Friday, March 13, 2009


The fear of Friday the 13th, also known as paraskevidekatriaphobia, does not derive from scientific explanation. It stems from mythology, superstition, old wives’ tales and stories of tragedy that are connected to this day. It is unclear as to where superstitions surrounding the day originated from. Some say that the concept of Friday 13 being an unlucky day is linked with events that occurred in the Christian Bible, and they interpret that these events occurred on a Friday. Examples include the great flood during the time of Noah, the confusion of languages at the Tower of Babel, the day Eve tempted Adam with the apple, and the day Jesus Christ died.

The superstition surrounding Friday 13 could also be linked to Norse mythology. According to legend, 12 gods were at a banquet at Valhalla when Loki, the god of mischief who was not invited, turned up, bringing the total number of guests to 13. He was responsible for the chaos that led to the death of one of the gods so all the gods grieved. The name Friday was also derived from a Norse deity, known either as Frigg or Freya, who appeared before a group of 12 witches and gave one of them her cats, which comprised 13 in the group after that.
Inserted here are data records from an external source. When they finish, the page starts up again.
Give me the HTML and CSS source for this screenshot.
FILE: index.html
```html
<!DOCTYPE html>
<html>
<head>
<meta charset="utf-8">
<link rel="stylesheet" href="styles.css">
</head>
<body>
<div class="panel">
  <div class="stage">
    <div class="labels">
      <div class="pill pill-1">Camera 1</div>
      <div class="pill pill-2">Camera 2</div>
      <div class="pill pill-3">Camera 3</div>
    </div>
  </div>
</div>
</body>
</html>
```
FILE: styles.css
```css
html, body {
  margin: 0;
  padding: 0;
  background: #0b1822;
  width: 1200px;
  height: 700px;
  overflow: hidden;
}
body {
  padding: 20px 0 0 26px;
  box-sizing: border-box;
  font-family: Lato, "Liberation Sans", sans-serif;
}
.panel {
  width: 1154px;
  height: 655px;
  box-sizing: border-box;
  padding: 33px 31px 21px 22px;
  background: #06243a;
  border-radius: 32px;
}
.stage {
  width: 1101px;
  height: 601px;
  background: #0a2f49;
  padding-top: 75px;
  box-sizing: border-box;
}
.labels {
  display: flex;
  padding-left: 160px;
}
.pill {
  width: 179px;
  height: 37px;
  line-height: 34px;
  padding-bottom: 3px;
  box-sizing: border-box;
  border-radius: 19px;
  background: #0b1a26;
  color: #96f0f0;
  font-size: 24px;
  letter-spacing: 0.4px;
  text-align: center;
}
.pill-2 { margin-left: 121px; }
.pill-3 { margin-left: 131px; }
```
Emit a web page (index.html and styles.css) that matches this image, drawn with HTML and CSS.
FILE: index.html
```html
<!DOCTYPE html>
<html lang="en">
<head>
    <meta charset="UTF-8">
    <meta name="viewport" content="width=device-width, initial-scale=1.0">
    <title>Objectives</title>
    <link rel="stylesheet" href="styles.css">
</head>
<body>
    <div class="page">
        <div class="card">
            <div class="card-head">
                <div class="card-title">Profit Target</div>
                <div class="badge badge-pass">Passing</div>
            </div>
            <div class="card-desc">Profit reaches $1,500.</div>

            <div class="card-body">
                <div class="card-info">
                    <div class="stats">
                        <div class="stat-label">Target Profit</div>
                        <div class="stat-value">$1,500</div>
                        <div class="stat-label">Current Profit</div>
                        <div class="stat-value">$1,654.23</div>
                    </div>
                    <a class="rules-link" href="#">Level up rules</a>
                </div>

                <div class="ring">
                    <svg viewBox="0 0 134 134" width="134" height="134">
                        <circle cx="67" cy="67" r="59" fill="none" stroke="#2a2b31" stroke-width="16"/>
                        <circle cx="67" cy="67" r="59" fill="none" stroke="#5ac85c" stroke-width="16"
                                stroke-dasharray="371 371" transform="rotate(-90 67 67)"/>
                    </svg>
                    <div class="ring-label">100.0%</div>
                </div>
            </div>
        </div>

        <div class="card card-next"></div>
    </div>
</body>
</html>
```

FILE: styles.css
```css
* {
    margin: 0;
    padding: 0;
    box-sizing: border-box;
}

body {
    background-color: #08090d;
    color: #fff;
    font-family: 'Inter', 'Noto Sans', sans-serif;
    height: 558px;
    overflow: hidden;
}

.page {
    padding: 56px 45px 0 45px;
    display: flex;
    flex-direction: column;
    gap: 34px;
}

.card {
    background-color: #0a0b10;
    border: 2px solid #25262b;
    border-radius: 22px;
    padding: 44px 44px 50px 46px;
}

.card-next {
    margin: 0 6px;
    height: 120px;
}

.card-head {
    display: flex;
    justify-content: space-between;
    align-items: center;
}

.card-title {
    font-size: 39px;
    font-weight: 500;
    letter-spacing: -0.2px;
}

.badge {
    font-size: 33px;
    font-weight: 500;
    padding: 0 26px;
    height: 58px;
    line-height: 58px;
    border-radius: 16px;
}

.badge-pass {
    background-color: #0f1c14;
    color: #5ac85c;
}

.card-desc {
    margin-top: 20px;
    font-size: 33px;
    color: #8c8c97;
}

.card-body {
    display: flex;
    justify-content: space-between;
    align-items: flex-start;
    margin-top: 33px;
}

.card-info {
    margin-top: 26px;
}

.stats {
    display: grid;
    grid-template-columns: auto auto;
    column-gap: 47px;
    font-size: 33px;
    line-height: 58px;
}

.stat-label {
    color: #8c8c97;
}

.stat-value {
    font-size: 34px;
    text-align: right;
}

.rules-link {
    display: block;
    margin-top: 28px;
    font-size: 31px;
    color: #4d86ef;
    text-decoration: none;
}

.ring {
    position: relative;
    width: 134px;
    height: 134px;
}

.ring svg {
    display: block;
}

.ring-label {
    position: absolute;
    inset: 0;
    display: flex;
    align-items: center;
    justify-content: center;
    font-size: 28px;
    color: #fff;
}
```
The events that occurred on October 13, 1307, which was on a Friday according to the Gregorian calendar (although the Gregorian calendar was not introduced until 1582) is also said to be linked to the Friday 13 superstition. It was a day when officers of King Philip IV of France arrested masses of Templar knights for heresy, blasphemy and other activities. It is believed that hundreds of Templars were tortured or executed by burning at the stake despite popular belief that none of the charges were proven.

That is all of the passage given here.